Secondo aspetto: non capisco perché si faccia tanta fatica a comprendere che, impedendogli di esibirsi, si dà forza alle sue idee e si finisce per renderle attrattive, se non addirittura condivisibili, per chi non ha gli strumenti. Nel momento in cui Povia diventa vittima (di censura, sì, è già stato detto), le sue idee (abominevoli) ottengono riflettori maggiori di quelli che avrebbero se restassero confinate nello spazio dei suoi social (e del suo pubblico). Le sue idee, così, rischiano di arrivare anche a chi solitamente non lo segue, ma è predisposto a pensare che «quelli che si riempiono la bocca con la parola censura sono i primi a censurare» (l’ho letto, purtroppo). L’opinione pubblica è rapidamente influenzabile e impressionabile: se proponi pensieri immediati, slogan facilmente condivisibili (tipo che Povia è una vittima del politicamente corretto, del “pensiero unico”, dell’ideologia woke), la gente abbocca.
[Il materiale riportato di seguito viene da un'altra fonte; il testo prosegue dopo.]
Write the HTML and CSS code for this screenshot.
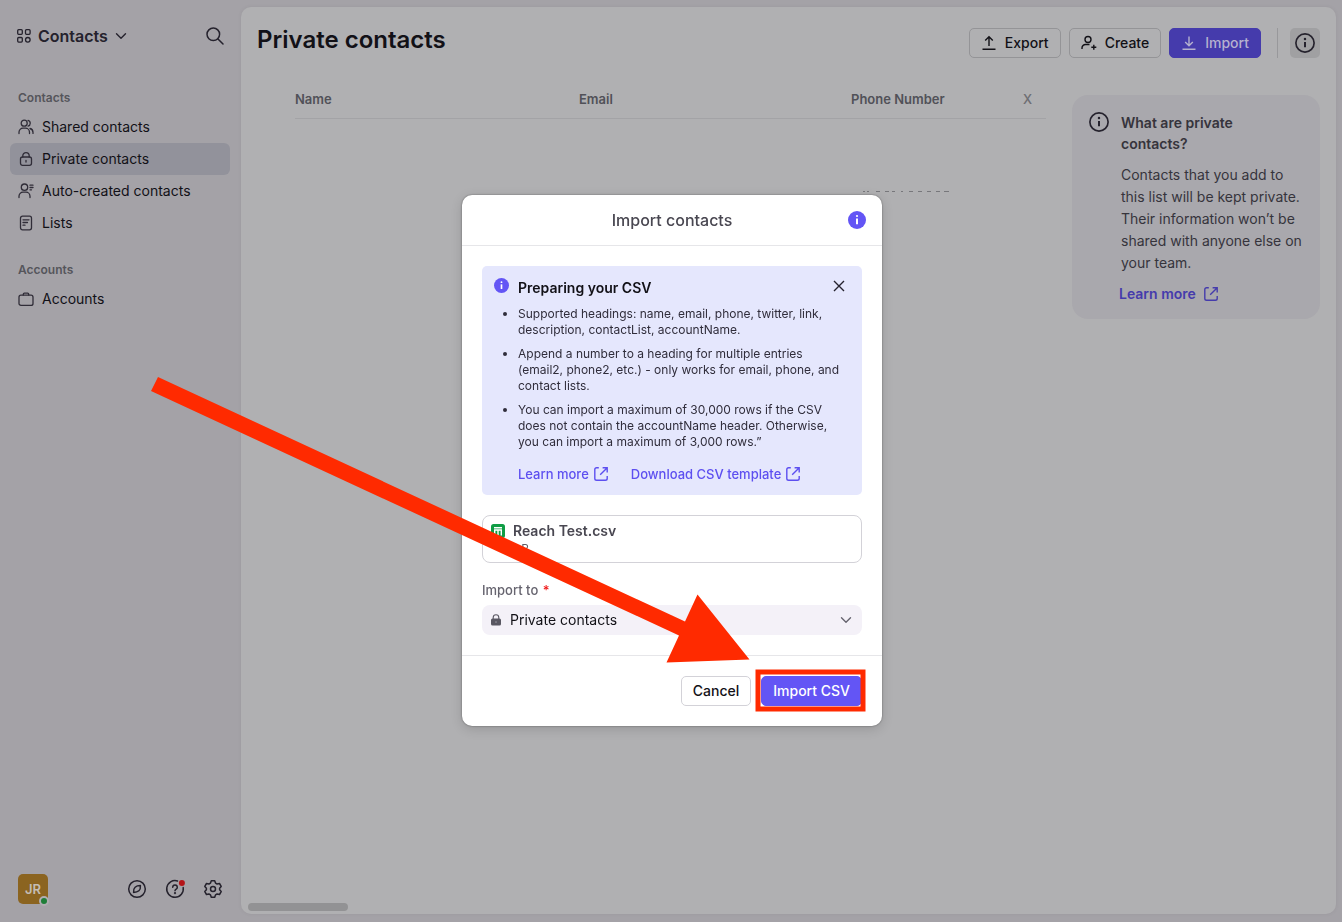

Si tratta davvero di censura?
E veniamo alla censura, appunto, termine sempre più abusato: si può parlare realmente di censura quando un cantante non è gradito in una città? A primo istinto mi sono detto di sì. Ma poi ho paragonato la vicenda di Povia a quella di Scurati e, inevitabilmente, ai miei occhi si è ridimensionata: da una parte c’è un cantante sgradito in quanto omofobo, antiabortista, sessista, novax, dall’altra c’è un intellettuale a cui è stato vietato, nella tv di Stato, che quindi appartiene a tutti i cittadini, di parlare di antifascismo (in uno stato antifascista per Costituzione) e della presidente del Consiglio. Ecco, questo confronto riduce il caso di Povia a quello che è: una vicenda mal gestita, che finirà per trasformare il cantante in una vittima di un sistema ipocrita, che denuncia la censura mentre la attua, e il sindaco di Nichelino in un antidemocratico che zittisce chiunque abbia idee diverse dalle sue (come se essere omofobi fosse un’idea e non gretta ignoranza).
Ecco, la questione è tutta qui: alle idee di Povia è stato messo un megafono. Purtroppo.